Charging school fees is illegal, Muyingo warns seed schools.

The state minister for higher education, Dr John Chrysostom Muyingo

The state minister for higher education, Dr John Chrysostom Muyingo, has issued a warning to head teachers of seed schools against charging students fees, saying these have been covered by the Government under the Universal Secondary Education (USE)

The minister made these remarks during the commissioning of the sh1.9b Wamatovu Muslim Seed School in Mpigi district on Friday.

At first, Muyingo declined to commission the school over issues relating to absence of the five-acre land title on which the school sits.

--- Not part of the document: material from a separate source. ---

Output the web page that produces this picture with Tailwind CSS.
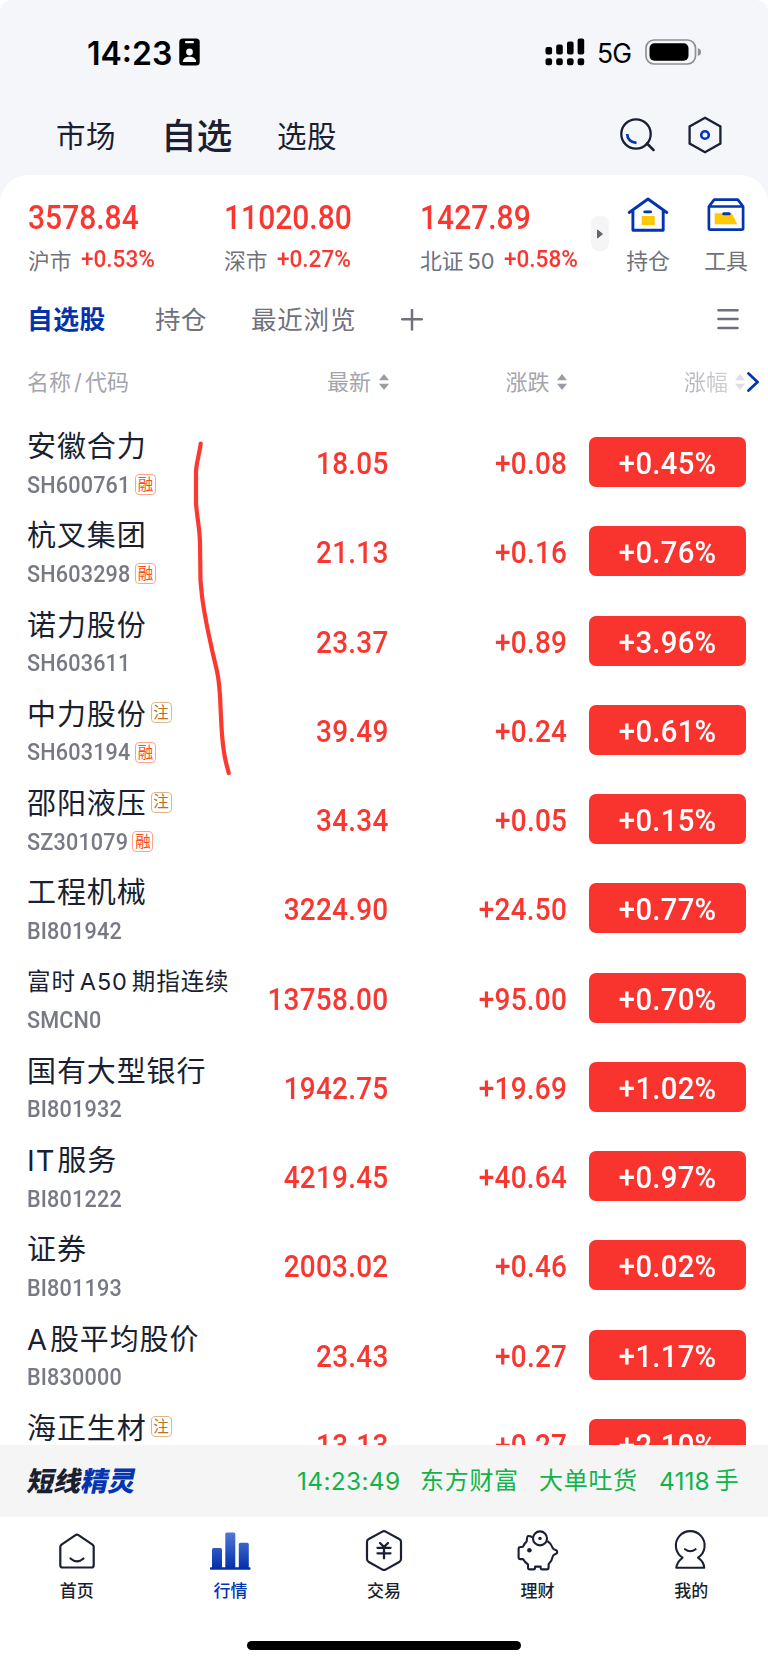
<!DOCTYPE html>
<html lang="zh-CN">
<head>
<meta charset="utf-8">
<title>自选</title>
<script src="https://cdn.jsdelivr.net/npm/@tailwindcss/browser@4"></script>
</head>
<body class="bg-white">
<div class="relative flex h-[1665px] w-[768px] flex-col overflow-hidden rounded-t-[12px] bg-[#f4f6fa] font-['Inter','Noto_Sans_CJK_SC',sans-serif] text-[#1a1f32]">

  <!-- status bar -->
  <div class="flex h-[100px] shrink-0 items-center justify-between pt-[4px] pr-[66px] pl-[87px] text-black">
    <div class="flex items-center">
      <span class="w-[84px] pt-[3px] text-[32px] leading-none font-[560] tracking-[0px] whitespace-nowrap">14:23</span>
      <svg class="ml-[8px] h-[28px] w-[21px]" viewBox="0 0 21 28"><rect x=".3" y=".5" width="20.4" height="27" rx="3.5" fill="#000"/><rect x="6" y="3" width="9" height="2.2" rx="1" fill="#f4f6fa"/><circle cx="10.5" cy="14" r="3.4" fill="#f4f6fa"/><path d="M3.8 24c0-3.4 3-5.3 6.7-5.3s6.7 1.900 6.700 5.300z" fill="#f4f6fa"/></svg>
    </div>
    <div class="flex items-center">
      <svg class="h-[28px] w-[40px]" viewBox="0 0 40 28"><g fill="#000"><rect x=".5" y="9" width="6.600" height="7.500" rx="2"/><rect x="11.200" y="6.500" width="6.600" height="10" rx="2"/><rect x="22" y="3.500" width="6.600" height="13" rx="2"/><rect x="32.600" y=".5" width="6.600" height="16" rx="2"/><rect x=".5" y="20.300" width="6.600" height="7" rx="2.200"/><rect x="11.200" y="20.300" width="6.600" height="7" rx="2.200"/><rect x="22" y="20.300" width="6.600" height="7" rx="2.200"/><rect x="32.600" y="20.300" width="6.600" height="7" rx="2.200"/></g></svg>
      <span class="ml-[12px] w-[36px] pt-[3px] text-[26.5px] leading-none tracking-[-0.8px] whitespace-nowrap">5G</span>
      <svg class="ml-[12px] h-[26px] w-[57px]" viewBox="0 0 57 26"><rect x="1" y="1" width="49.500" height="24" rx="8" fill="none" stroke="#8e9094" stroke-width="1.700"/><rect x="4.500" y="4.300" width="39" height="17.500" rx="5" fill="#000"/><path d="M52.800 9.200c2.400.6 3.300 2 3.300 3.900s-.9 3.300-3.300 3.900z" fill="#8e9094"/></svg>
    </div>
  </div>

  <!-- page tabs -->
  <div class="flex h-[75px] shrink-0 items-center justify-between pr-[46px] pb-[2px] pl-[56px]">
    <div class="flex items-center pt-[1px] whitespace-nowrap">
      <span class="w-[105px] text-[29.500px] leading-none tracking-[0.6px]">市场</span>
      <span class="w-[116px] text-[35.500px] leading-none font-medium tracking-[0.3px]">自选</span>
      <span class="text-[29.500px] leading-none tracking-[0.6px]">选股</span>
    </div>
    <div class="flex items-center gap-[33px] pb-[3px]">
      <svg class="h-[38px] w-[36px]" viewBox="0 0 36 38" fill="none" stroke="#1a1f32" stroke-width="2.300"><circle cx="17" cy="18" r="14.700"/><path d="M28 27.500l6.500 6.500" stroke-width="2.500" stroke-linecap="round"/><path d="M8.200 18c0 5 3.700 8.700 9.300 8.800" stroke="#0434b8" stroke-width="2.700"/></svg>
      <svg class="h-[38px] w-[34px]" viewBox="0 0 34 38" fill="none" stroke="#1a1f32" stroke-width="2.300"><path d="M17 1.800l15.400 8.600v17.200L17 36.200 1.600 27.600V10.400z"/><circle cx="17" cy="19" r="3.800" stroke="#0434b8" stroke-width="2.600"/></svg>
    </div>
  </div>

  <!-- main sheet -->
  <div class="relative flex h-[1270px] shrink-0 flex-col overflow-hidden rounded-t-[28px] bg-white">
    <!-- market indices -->
    <div class="flex h-[110px] shrink-0 pl-[28px] whitespace-nowrap">
      <div class="flex w-[196px] flex-col pt-[26px]">
        <span class="w-fit origin-left scale-x-[.91] font-['Roboto'] text-[33px] leading-[34px] font-medium text-[#f93630]">3578.84</span>
        <div class="mt-[13px] flex h-[26px] items-center"><span class="w-[53px] text-[21.800px]  text-[#6f717c]">沪市</span><span class="origin-left scale-x-[.98] pb-[2px] font-['Roboto'] text-[23px] font-medium text-[#f93630]">+0.53%</span></div>
      </div>
      <div class="flex w-[196px] flex-col pt-[26px]">
        <span class="w-fit origin-left scale-x-[.91] font-['Roboto'] text-[33px] leading-[34px] font-medium text-[#f93630]">11020.80</span>
        <div class="mt-[13px] flex h-[26px] items-center"><span class="w-[53px] text-[21.800px] text-[#6f717c]">深市</span><span class="origin-left scale-x-[.98] pb-[2px] font-['Roboto'] text-[23px] font-medium text-[#f93630]">+0.27%</span></div>
      </div>
      <div class="flex w-[171px] flex-col pt-[26px]">
        <span class="w-fit origin-left scale-x-[.91] font-['Roboto'] text-[33px] leading-[34px] font-medium text-[#f93630]">1427.89</span>
        <div class="mt-[13px] flex h-[26px] items-center"><span class="flex w-[84px] gap-[4px] text-[21.800px] text-[#6f717c]"><span>北证</span><span>50</span></span><span class="origin-left scale-x-[.98] pb-[2px] font-['Roboto'] text-[23px] font-medium text-[#f93630]">+0.58%</span></div>
      </div>
      <div class="mt-[41px] flex h-[35px] w-[18px] items-center justify-center rounded-[8px] bg-[#f5f5f5]"><svg class="h-[10px] w-[6px]" viewBox="0 0 6 10"><path d="M.5 1v8L5.500 5z" fill="#63656f" stroke="#63656f" stroke-linejoin="round"/></svg></div>
      <div class="ml-[17px] flex w-[44px] flex-col items-center pt-[22px]">
        <svg class="h-[36px] w-[42px]" viewBox="0 0 42 36"><path d="M2.200 15.500L21 2l18.800 13.500M5.900 13.500v19.800h30.300V13.500" fill="none" stroke="#0434b0" stroke-width="2.900" stroke-linecap="round" stroke-linejoin="round"/><path d="M17.700 14.800h6" stroke="#0434b0" stroke-width="2.800" stroke-linecap="round"/><rect x="14.700" y="19" width="13" height="9" fill="#ffc803"/></svg>
        <span class="mt-[15px] text-[21.800px] leading-[26px] text-[#6f717c]">持仓</span>
      </div>
      <div class="ml-[34px] flex w-[44px] flex-col items-center pt-[22px]">
        <svg class="h-[36px] w-[40px]" viewBox="0 0 40 36"><path d="M8.700 16.300h17l5.700 11h-22.700z" fill="#ffc803"/><path d="M2.900 9.500h34.200v21.700c0 .9-.5 1.400-1.400 1.400H4.300c-.9 0-1.400-.5-1.400-1.400zM2.900 9.500L8.200 2.700h23.600l5.300 6.800" fill="none" stroke="#0434b0" stroke-width="2.700" stroke-linejoin="round"/><path d="M17.700 16.700h5.500" stroke="#0434b0" stroke-width="3" stroke-linecap="round"/></svg>
        <span class="mt-[15px] text-[21.800px] leading-[26px] text-[#6f717c]">工具</span>
      </div>
    </div>

    <!-- watchlist groups -->
    <div class="flex h-[70px] shrink-0 items-center pr-[29px] pl-[27px] whitespace-nowrap text-[#6f717c]">
      <span class="w-[128px] text-[25.800px] leading-none font-bold tracking-[0.4px] text-[#0432ab]">自选股</span>
      <span class="w-[96px] text-[25.500px] leading-none tracking-[0.5px]">持仓</span>
      <span class="w-[150px] text-[25.500px] leading-none tracking-[0.8px]">最近浏览</span>
      <svg class="h-[22px] w-[22px]" viewBox="0 0 22 22"><path d="M1.200 10.300h19.600M11 .8v19.600" stroke="#6f717c" stroke-width="2.500" stroke-linecap="round"/></svg>
      <svg class="ml-auto h-[22px] w-[22px]" viewBox="0 0 22 22"><path d="M1.500 1.200h19M1.500 10h19M1.500 19h19" stroke="#6f717c" stroke-width="2.600" stroke-linecap="round"/></svg>
    </div>

    <!-- column heads -->
    <div class="flex h-[62px] shrink-0 items-center pb-[8px] pl-[27px] text-[22px] leading-none whitespace-nowrap text-[#a4a5ac]">
      <span class="flex w-[300px] gap-[2px]"><span>名称</span><span class="translate-x-[1px]">/</span><span class="pl-[2px]">代码</span></span>
      <span class="w-[52px]">最新</span><svg class="h-[16px] w-[10px]" viewBox="0 0 10 16"><path d="M5 0L10 6.200H0zM5 16L10 9.800H0z" fill="#9b9ca4"/></svg>
      <span class="ml-[116.500px] w-[51.500px]">涨跌</span><svg class="h-[16px] w-[10px]" viewBox="0 0 10 16"><path d="M5 0L10 6.200H0zM5 16L10 9.800H0z" fill="#9b9ca4"/></svg>
      <span class="ml-[117px] w-[51px] bg-gradient-to-r from-[#b0b1b8] to-[#d6d7da] bg-clip-text text-transparent">涨幅</span><svg class="h-[16px] w-[10px]" viewBox="0 0 10 16"><path d="M5 0L10 6.200H0zM5 16L10 9.800H0z" fill="#dfdfe2"/></svg>
      <svg class="ml-[2px] h-[20px] w-[12px]" viewBox="0 0 12 20"><path d="M1.500 1.500L10.500 10l-9 8.500" fill="none" stroke="#0434b0" stroke-width="2.700" stroke-linecap="round"/></svg>
    </div>

    <div id="rows" class="flex shrink-0 flex-col pt-[0.4px]"></div>

    <!-- hand-drawn mark -->
    <svg class="pointer-events-none absolute top-[260px] left-[185px] h-[350px] w-[55px]" viewBox="185 435 55 350"><path d="M200.700 443.500C199.500 454 196.200 463 196 472V503C197 518 200 530 200 543.500L200.500 580C201.500 592 202 597 203 603.500 206 622 208 632 210.700 643.500 214 660 217 668 218.500 680 220.500 695 220.300 705 221 717 221.600 730 222 740 224 752 225 760 227 766 228.700 773" fill="none" stroke="#fa3a30" stroke-width="4.200" stroke-linecap="round"/></svg>
  </div>

  <!-- ticker -->
  <div class="flex h-[72px] shrink-0 items-center bg-[#f5f5f5] pr-[28px] pl-[28px] whitespace-nowrap">
    <span class="flex -skew-x-12 text-[27px] leading-none font-black"><span>短线</span><span class="text-[#0434b0]">精灵</span></span>
    <div class="ml-auto flex items-center text-[24px] leading-none text-[#11b34a]">
      <span class="w-[123px] text-[24.500px] tracking-[0.3px]">14:23:49</span><span class="w-[119px] tracking-[0.7px]">东方财富</span><span class="w-[120px] tracking-[0.7px]">大单吐货</span><span class="flex w-[81px] gap-[5px]"><span class="text-[24.500px] tracking-[0.1px]">4118</span><span>手</span></span>
    </div>
  </div>

  <!-- tab bar -->
  <div class="grid h-[148px] shrink-0 grid-cols-5 bg-white pt-[13px] text-[17px] leading-[22px] font-medium">
    <div class="flex flex-col items-center gap-[8px]">
      <svg class="h-[42px] w-[42px]" viewBox="0 0 42 42" fill="none" stroke="#1a1f32" stroke-width="2.200" stroke-linejoin="round" stroke-linecap="round"><path d="M19.500 5.200a2.600 2.600 0 0 1 3 0L36.500 14.600c.8.6 1.200 1.300 1.200 2.300v18.300c0 1.600-.8 2.300-2.300 2.300H6.600c-1.500 0-2.300-.7-2.300-2.300V16.900c0-1 .4-1.700 1.200-2.300z"/><path d="M14.500 28.500c4 3.700 9 3.700 13 0"/></svg>
      <span>首页</span>
    </div>
    <div class="flex flex-col items-center gap-[8px] text-[#0434b0]">
      <svg class="h-[42px] w-[42px]" viewBox="0 0 42 42"><defs><linearGradient id="bar" gradientUnits="userSpaceOnUse" x1="0" y1="2" x2="0" y2="38"><stop offset="0" stop-color="#5279d9"/><stop offset="1" stop-color="#0430ab"/></linearGradient></defs><g fill="url(#bar)"><rect x="3" y="18" width="10" height="21" rx="1.500"/><rect x="16.300" y="2.500" width="10" height="36.500" rx="1.500"/><rect x="29.800" y="12.800" width="10" height="26.200" rx="1.500"/></g><rect x="1" y="37.300" width="40.500" height="2.400" rx=".6" fill="#0430ab"/></svg>
      <span>行情</span>
    </div>
    <div class="flex flex-col items-center gap-[8px]">
      <svg class="h-[42px] w-[42px]" viewBox="0 0 42 42" fill="none" stroke="#1a1f32" stroke-width="2.200" stroke-linejoin="round" stroke-linecap="round"><path d="M19.400 1.600a3.600 3.600 0 0 1 3.200 0L36.200 9c1.200.6 1.800 1.600 1.800 3v17c0 1.400-.6 2.400-1.800 3L22.600 39.600a3.600 3.600 0 0 1-3.200 0L5.800 32c-1.200-.6-1.800-1.600-1.800-3V12c0-1.400.6-2.400 1.800-3z"/><path d="M17 13l4 4 4-4M14.500 17.800h13M14.500 23.300h13M21 17.800v10.500" stroke-width="2.300"/></svg>
      <span>交易</span>
    </div>
    <div class="flex flex-col items-center gap-[8px]">
      <svg class="h-[42px] w-[42px]" viewBox="0 0 42 42" fill="none" stroke="#1a1f32" stroke-width="2.100" stroke-linejoin="round"><path d="M15.500 7.300c-1.700-.9-3.300-1.600-4.500-1.300-1.100.4-.9 3-1.400 5.600-1.500 1.300-2.400 2.700-3.100 4.200-.4 1-1 1.200-2 1.200h-1c-1.300 0-1.900.6-1.900 1.900v8.300c0 1.300.6 1.900 1.900 1.900H6c1.300 2.300 3.100 4.200 5 5.400v3c0 1.300.6 1.900 1.900 1.900h3.300c1.300 0 1.900-.6 1.900-1.900v-.9h5.500v.9c0 1.300.6 1.900 1.900 1.900h4.200c1.300 0 1.900-.6 1.900-1.900v-3.200c2.200-2 3.600-4.900 4.300-8.200.4-1 1.300-1.700 2.800-2.100 2-.5 2-3.300 0-3.900-1.600-.4-2.600-1-3-2.200-1-2.900-2.800-5.300-5.400-7.100"/><circle cx="23" cy="8.400" r="7"/><circle cx="23" cy="8.400" r="1.700" fill="#1a1f32" stroke="none"/><circle cx="12.400" cy="20.300" r="2.300" fill="#1a1f32" stroke="none"/></svg>
      <span>理财</span>
    </div>
    <div class="flex flex-col items-center gap-[8px]">
      <svg class="h-[42px] w-[42px]" viewBox="0 0 42 42" fill="none" stroke="#1a1f32" stroke-width="2.100" stroke-linejoin="round" stroke-linecap="round"><path d="M12.500 27.700A14.400 14.400 0 1 1 28 27.700C31.500 30.200 34 33.500 34.200 37.800H6.300C6.500 33.500 9.500 30.200 12.500 27.700z"/><path d="M15 19.200c3.300 2.600 7.300 2.600 10.600 0"/></svg>
      <span>我的</span>
    </div>
  </div>
  <div class="absolute bottom-[15px] left-[247px] h-[9px] w-[274px] rounded-full bg-black"></div>
</div>

<script>
const stocks = [
  ['安徽合力','SH600761','融','', '18.05','+0.08','+0.45%'],
  ['杭叉集团','SH603298','融','', '21.13','+0.16','+0.76%'],
  ['诺力股份','SH603611','','', '23.37','+0.89','+3.96%'],
  ['中力股份','SH603194','融','注', '39.49','+0.24','+0.61%'],
  ['邵阳液压','SZ301079','融','注', '34.34','+0.05','+0.15%'],
  ['工程机械','BI801942','','', '3224.90','+24.50','+0.77%'],
  ['富时|A50|期指连续','SMCN0','','', '13758.00','+95.00','+0.70%'],
  ['国有大型银行','BI801932','','', '1942.75','+19.69','+1.02%'],
  ['IT|服务','BI801222','','', '4219.45','+40.64','+0.97%'],
  ['证券','BI801193','','', '2003.02','+0.46','+0.02%'],
  ['A|股平均股价','BI830000','','', '23.43','+0.27','+1.17%'],
  ['海正生材','','','注', '13.13','+0.27','+2.10%'],
];
document.getElementById('rows').innerHTML = stocks.map(([name, code, rong, zhu, price, chg, pct]) => {
  const size = name.length > 9 ? 'gap-[4px] text-[23.500px] tracking-[0.9px]' : 'gap-[2px] text-[29px] tracking-[0.9px]';
  const parts = name.split('|').map(p => `<span>${p}</span>`).join('');
  const z = zhu ? '<span class="mb-[3px] ml-[4px] flex h-[21px] w-[21px] items-center justify-center rounded-[4px] border border-[#deb68c] text-[15.5px] leading-none text-[#b9701f]">注</span>' : '';
  const r = rong ? '<span class="flex h-[21px] w-[21px] items-center justify-center rounded-[4px] border border-[#fda58c] text-[15.5px] leading-none text-[#fb4a1b]">融</span>' : '';
  return `<div class="flex h-[89.27px] items-center pl-[27px] whitespace-nowrap">
    <div class="flex h-[89px] w-[201px] flex-col pt-[12px]">
      <div class="flex h-[34px] items-center"><span class="flex leading-none ${size}">${parts}</span>${z}</div>
      <div class="mt-[8px] flex h-[26px] items-center"><span class="mr-[-7px] origin-left scale-x-[.9] font-['Roboto'] text-[24px] leading-none font-medium tracking-[0.2px] text-[#777985]">${code}</span>${r}</div>
    </div>
    <div class="flex w-[160.500px] justify-end pt-[3px]"><span class="origin-right scale-x-[.9] font-['Roboto'] text-[31px] leading-none font-medium tracking-[0.3px] text-[#f93630]">${price}</span></div>
    <div class="flex w-[178.500px] justify-end pt-[3px]"><span class="origin-right scale-x-[.9] font-['Roboto'] text-[31px] leading-none font-medium tracking-[0.3px] text-[#f93630]">${chg}</span></div>
    <div class="ml-[22.3px] flex h-[50px] w-[157px] items-center justify-center rounded-[7px] bg-[#f9332e]"><span class="scale-x-[.945] pt-[3px] font-['Roboto'] text-[31px] leading-none font-medium tracking-[0.3px] text-white">${pct}</span></div>
  </div>`;
}).join('');
</script>
</body>
</html>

He later directed the Mpigi chief administrative officer, Moses Kanyarutookye, to speed up the process of acquiring the land title for the school to avoid future disturbances.

The controversy surrounding Wamatovu Seed School land title had stalled its commissioning, until the Ministry of Education and Sports entered into a memorandum of understanding with the landlord, Musa Matovu, to allow the school to operate on the land without any disturbances.

Since its inception, the school has enrolled a total of 808 day students.

Muyingo urged parents to fulfill their obigation of catering for the needs of their children at school, while the Government pays the school fees.

However, the head teacher, Abubaker Sseruyange Kasule, said the school is still grappling with the challenge of inadequate teaching staff.

Muyingo also urged communities that have received Government seed schools to exclusively run them as day or else risk losing them to outsider. He made these remarks while commissioning Luwuube Seed School in Luwero district last week

He added that students in many parts of the country cannot access schools in their localities because they have been taken over by boarding students from other parts of the country.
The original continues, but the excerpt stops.